Надо сказать, что тога, одежда парадная, представительская, мало приспособлена для активного физического действия. Она мешала Цезарю уворачиваться от ударов и тем самым хоть как-то защититься, да и заговорщики путались в этой одежде, когда тесным кольцом обступили императора, и не могли как следует размахнуться и нанести сильный удар. Неудивительно, что из двадцати трех ран, нанесенных тирану, лишь одна оказалась смертельной. В этой страшной суматохе заговорщики почти вслепую наносили удары, при этом умудрились поранить и друг друга.

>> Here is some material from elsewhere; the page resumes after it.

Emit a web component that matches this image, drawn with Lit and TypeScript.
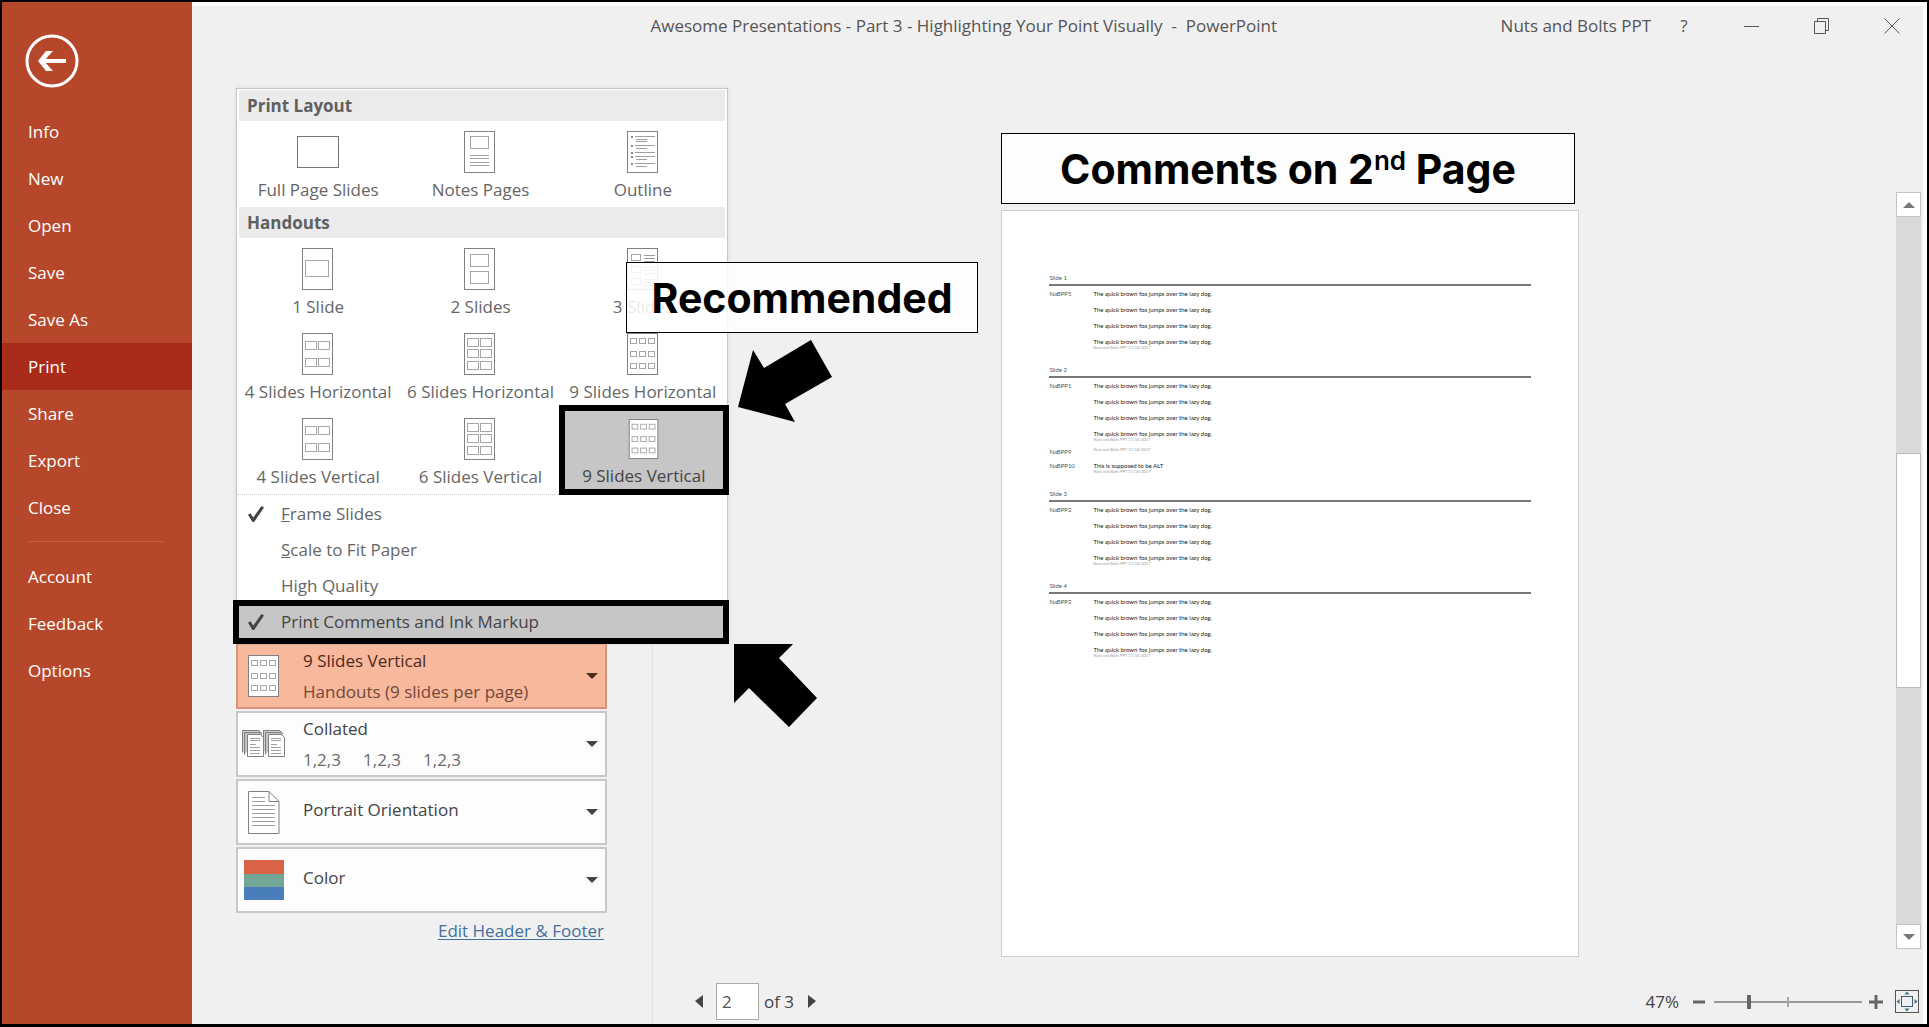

Брут нанес ему удар в пах. И это родному отцу! После этого Цезарь с возгласом «И ты, дитя мое!» упал и прикрылся тогой, при этом, как пишет Светоний, «левой рукой распустил ее складки ниже колен, чтобы пристойнее упасть укрытым до пят».
Стоя рядом с поверженным тираном, Брут воскликнул:
– Цицерон! Да здравствует республика!
Тем самым он как бы приветствовал великого республиканца и поздравлял с победой. Действительно, Цицерон был искренне воодушевлен этим поступком заговорщиков, в чем позже и признавался.
Брут попытался обратиться с речью к сенату, но его никто не стал слушать. Все разбежались из курии в разные стороны, сея смятение и ужас, которые моментально охватили весь Город.
Тело Цезаря осталось лежать возле статуи Помпея. Ее цоколь был забрызган жертвенной кровью тирана. Это действительно напоминало принесение в жертву Помпею его врага и невольного убийцу.
Лишь трое рабов наблюдали, как дергалось в предсмертных судорогах и конвульсиях тело великого полководца в луже крови, а рядом валялись окровавленный грифель и так и не прочтенный свиток Артемидора.
Рабы взвалили тело диктатора на носилки так небрежно, что рука свесилась, но они либо не обратили на это внимания, либо по свойственной всем рабам ненависти к господам не стали утруждать себя и укладывать тело Цезаря более аккуратно.
Так закончились для него мартовские иды.